Printing and Encoding Smart Tickets

BOCA’s Smart ticket (RFID) printers enable users to create smart tickets on demand and encode them with variable information. The printers use ticket stock that incorporates blank RFID tags sandwiched in the ticket stock. Smart ticket printers function as traditional printers when creating bar codes, graphics, and human-readable text. However, they also have an RFID encoder embedded inside the printer. Before the ticket is printed, the RFID data is encoded on the tag. Following encoding, the ticket is then fed forward for printing. An error message prints over the ticket if the tag does not read or its data does not verify, voiding the ticket for use.
The encoding and verification process, which can take milliseconds to seconds depending on the amount of data to be stored in the RFID tag, makes smart ticket throughput somewhat slower than comparable bar code printers.

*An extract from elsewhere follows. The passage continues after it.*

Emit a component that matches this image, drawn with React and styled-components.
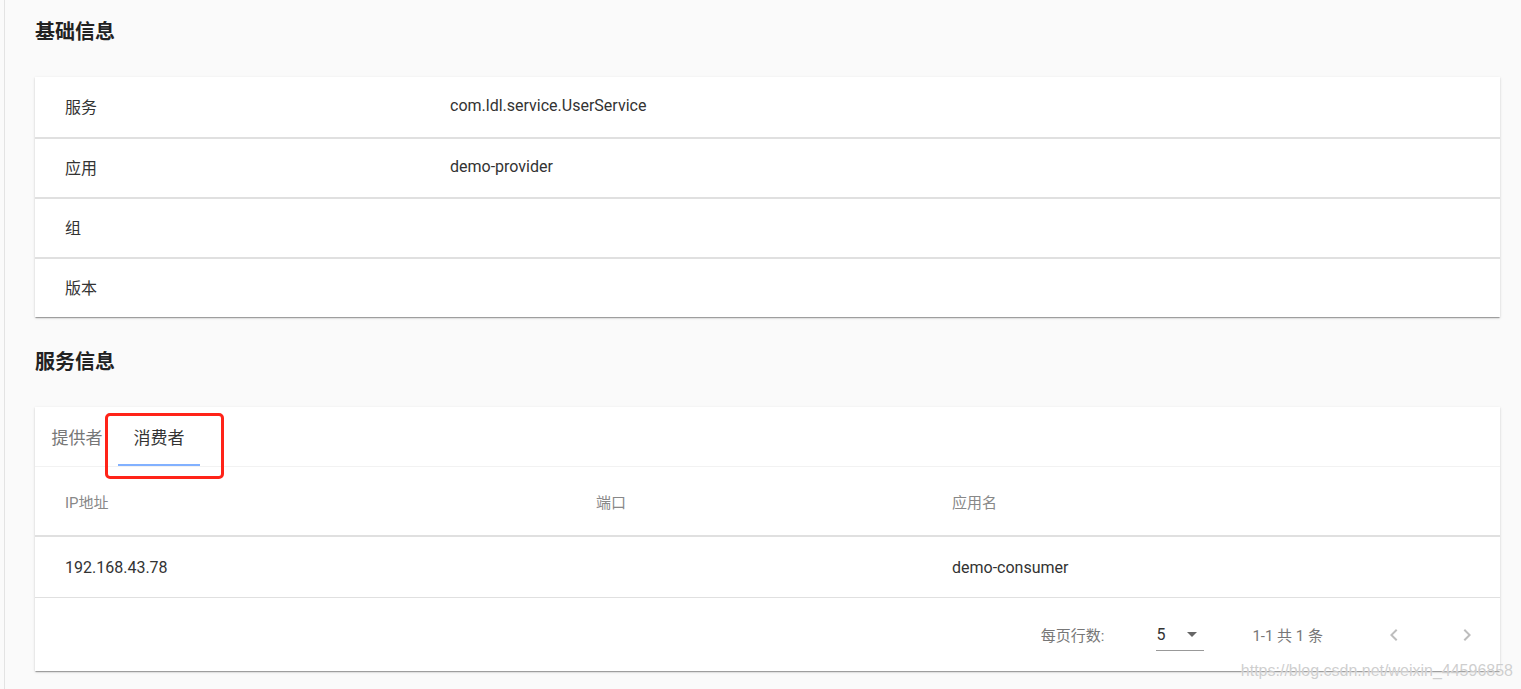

In practice, this slower speed has not been a drawback because smart tickets generally are not used for high-volume, high-throughput applications. The tags used in smart tickets are made from flexible material that does not damage the print head. The integrated circuit may create an uneven surface, which can affect print quality, but this problem is easily avoided by using thicker ticket material or by avoiding printing directly over the IC. BOCA’s smart ticket printers are capable of printing and encoding smart tickets embedded with RFID tags in a single pass.

BOCA Smart Ticket Printers currently run with:

• MIFARE Ultralight (ISO 14443A) – 13.56MHz
• MIFARE 1K (ISO 14443A) – 13.56MHz
• MIFARE 4K (ISO 14443A) – 13.56MHz
• I-Code SLI (SL2) (ISO 15693) – 13.56MHz
• I-Code SLIX (ISO 15693) 13.56MHz

• ISO 18000-6C/EPC C1 GEN2 – 840-960MHz

For other tags type please contact us.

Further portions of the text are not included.